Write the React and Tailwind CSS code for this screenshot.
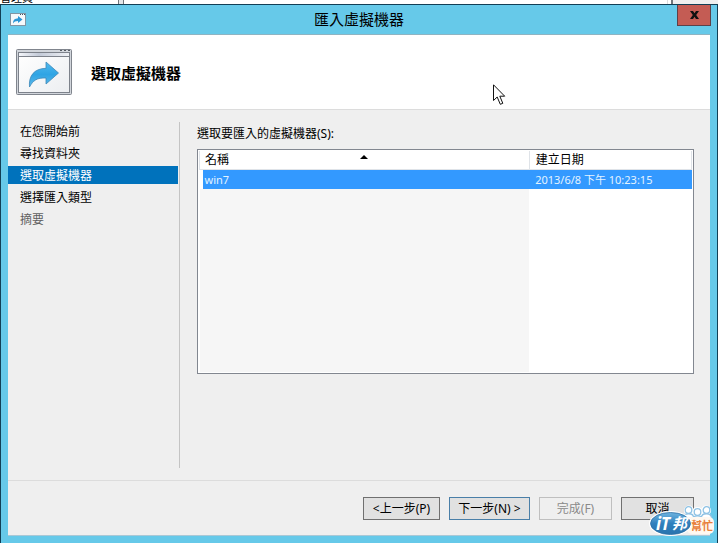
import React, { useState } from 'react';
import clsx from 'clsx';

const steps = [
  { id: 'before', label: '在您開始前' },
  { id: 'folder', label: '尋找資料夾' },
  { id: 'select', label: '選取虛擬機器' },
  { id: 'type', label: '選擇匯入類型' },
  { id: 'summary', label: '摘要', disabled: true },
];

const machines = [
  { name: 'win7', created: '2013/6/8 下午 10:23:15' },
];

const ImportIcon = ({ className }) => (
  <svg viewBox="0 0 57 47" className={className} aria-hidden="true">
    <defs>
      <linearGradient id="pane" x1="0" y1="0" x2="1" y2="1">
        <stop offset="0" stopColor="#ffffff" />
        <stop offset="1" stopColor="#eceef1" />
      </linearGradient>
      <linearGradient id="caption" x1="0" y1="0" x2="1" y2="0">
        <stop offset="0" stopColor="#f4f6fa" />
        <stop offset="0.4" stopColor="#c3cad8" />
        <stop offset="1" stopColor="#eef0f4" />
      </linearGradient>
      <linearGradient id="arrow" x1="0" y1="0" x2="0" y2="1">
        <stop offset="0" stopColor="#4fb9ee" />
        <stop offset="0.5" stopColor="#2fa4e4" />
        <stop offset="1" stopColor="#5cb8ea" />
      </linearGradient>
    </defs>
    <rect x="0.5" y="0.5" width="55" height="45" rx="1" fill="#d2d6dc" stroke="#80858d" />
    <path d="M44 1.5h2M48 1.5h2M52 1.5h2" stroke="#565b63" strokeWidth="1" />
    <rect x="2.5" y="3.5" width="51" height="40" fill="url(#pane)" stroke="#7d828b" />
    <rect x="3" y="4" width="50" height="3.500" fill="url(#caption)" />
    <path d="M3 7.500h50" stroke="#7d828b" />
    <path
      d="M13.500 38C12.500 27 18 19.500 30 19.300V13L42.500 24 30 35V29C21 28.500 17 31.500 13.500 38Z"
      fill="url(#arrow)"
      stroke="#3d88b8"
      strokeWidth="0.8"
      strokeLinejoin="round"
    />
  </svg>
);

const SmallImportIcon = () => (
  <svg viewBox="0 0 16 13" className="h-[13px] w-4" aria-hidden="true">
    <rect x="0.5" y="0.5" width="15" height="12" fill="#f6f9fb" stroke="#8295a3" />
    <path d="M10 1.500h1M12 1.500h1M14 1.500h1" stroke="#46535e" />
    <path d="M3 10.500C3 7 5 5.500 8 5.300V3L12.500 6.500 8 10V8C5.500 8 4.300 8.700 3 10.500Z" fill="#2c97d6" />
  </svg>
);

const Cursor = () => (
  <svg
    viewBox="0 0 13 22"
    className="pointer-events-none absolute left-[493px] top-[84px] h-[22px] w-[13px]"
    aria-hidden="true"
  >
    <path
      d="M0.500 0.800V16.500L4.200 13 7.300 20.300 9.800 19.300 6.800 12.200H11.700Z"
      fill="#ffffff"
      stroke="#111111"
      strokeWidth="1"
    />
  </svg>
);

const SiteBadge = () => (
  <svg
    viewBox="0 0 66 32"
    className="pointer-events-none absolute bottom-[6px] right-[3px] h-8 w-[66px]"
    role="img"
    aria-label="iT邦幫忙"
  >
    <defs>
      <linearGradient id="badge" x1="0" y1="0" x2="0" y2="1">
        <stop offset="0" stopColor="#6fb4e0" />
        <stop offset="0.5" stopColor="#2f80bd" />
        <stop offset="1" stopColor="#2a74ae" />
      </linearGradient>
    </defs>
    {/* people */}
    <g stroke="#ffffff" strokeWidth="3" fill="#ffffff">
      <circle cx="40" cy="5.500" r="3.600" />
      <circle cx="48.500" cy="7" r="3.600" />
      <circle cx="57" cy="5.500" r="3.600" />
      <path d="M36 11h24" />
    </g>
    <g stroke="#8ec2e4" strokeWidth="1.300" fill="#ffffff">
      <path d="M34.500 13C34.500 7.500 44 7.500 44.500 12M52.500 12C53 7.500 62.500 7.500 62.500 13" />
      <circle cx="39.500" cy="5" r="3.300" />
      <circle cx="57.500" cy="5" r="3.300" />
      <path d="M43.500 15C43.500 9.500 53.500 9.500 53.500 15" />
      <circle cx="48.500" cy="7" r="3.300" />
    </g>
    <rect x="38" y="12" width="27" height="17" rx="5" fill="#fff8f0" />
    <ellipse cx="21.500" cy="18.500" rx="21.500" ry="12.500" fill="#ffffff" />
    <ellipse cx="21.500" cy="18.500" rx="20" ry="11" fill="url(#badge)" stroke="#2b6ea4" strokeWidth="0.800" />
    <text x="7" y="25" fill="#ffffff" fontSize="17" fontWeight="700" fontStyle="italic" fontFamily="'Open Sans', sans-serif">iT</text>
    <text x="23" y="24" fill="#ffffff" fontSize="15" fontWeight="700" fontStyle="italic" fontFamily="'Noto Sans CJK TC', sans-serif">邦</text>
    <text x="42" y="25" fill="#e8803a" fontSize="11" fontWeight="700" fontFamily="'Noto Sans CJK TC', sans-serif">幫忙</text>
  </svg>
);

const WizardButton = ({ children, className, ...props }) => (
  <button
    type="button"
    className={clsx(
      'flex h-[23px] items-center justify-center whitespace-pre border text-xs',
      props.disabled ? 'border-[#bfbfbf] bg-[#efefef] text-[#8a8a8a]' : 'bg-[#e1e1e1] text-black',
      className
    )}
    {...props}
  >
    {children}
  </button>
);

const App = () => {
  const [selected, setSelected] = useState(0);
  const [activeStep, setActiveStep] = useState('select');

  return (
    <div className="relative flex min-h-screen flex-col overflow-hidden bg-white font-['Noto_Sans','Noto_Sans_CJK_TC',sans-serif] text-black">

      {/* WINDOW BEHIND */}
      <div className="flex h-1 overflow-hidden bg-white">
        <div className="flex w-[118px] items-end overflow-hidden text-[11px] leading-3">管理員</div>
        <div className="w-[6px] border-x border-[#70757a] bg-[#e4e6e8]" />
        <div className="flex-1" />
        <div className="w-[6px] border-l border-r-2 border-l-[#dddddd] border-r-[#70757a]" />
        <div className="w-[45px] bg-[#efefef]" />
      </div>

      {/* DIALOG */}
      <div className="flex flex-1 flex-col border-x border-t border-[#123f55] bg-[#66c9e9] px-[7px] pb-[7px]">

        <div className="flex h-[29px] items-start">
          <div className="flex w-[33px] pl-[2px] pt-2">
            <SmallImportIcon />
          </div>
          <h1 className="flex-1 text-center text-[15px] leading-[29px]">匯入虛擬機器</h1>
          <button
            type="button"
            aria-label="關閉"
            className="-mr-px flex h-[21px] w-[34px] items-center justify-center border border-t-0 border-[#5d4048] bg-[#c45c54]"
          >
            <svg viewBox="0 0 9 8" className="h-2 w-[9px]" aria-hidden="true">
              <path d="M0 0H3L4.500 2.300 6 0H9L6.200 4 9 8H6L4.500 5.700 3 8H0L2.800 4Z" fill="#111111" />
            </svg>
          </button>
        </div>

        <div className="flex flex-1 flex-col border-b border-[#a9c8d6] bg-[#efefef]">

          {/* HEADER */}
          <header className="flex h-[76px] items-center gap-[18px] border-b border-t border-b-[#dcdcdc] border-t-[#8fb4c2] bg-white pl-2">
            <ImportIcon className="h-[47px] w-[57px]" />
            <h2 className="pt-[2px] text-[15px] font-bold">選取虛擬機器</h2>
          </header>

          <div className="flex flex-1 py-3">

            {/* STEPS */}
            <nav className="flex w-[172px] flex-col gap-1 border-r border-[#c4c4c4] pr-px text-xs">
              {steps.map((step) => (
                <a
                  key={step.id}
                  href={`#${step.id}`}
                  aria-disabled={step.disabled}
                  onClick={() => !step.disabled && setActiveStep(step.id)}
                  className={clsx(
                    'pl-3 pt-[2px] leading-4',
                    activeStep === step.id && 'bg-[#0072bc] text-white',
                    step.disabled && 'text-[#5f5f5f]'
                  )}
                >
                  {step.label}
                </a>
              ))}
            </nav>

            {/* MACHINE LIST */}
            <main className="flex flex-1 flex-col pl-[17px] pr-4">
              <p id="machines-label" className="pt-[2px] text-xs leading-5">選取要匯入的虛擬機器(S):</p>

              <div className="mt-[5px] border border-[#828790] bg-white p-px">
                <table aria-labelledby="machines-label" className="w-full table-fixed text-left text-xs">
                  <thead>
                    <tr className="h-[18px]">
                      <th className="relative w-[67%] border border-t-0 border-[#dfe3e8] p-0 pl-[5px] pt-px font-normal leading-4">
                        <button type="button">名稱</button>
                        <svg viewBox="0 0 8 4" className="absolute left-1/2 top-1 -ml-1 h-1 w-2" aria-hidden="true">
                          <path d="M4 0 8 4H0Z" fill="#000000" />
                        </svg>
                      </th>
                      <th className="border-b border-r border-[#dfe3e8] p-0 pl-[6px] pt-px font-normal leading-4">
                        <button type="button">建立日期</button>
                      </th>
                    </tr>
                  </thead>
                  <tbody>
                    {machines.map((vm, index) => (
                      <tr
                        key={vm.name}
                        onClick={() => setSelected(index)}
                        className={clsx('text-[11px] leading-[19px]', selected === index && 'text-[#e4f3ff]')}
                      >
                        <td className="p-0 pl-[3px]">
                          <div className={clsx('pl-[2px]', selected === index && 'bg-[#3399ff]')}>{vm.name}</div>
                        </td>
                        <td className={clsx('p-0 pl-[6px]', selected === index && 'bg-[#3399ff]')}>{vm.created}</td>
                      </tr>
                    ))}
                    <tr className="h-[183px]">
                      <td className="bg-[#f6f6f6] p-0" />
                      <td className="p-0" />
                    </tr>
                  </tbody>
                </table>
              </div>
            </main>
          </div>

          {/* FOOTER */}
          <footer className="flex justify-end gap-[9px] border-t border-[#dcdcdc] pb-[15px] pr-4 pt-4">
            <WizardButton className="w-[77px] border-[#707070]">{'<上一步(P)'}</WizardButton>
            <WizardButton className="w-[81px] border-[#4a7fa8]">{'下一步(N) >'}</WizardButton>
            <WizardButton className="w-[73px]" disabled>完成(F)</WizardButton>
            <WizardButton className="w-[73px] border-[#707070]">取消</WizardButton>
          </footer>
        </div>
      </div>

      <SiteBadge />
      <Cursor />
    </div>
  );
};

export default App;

## SET PROBLEM
Look back over the material above and state how many lines hold the word "React". Write the number and nothing else.

## CORRECT ANSWER
2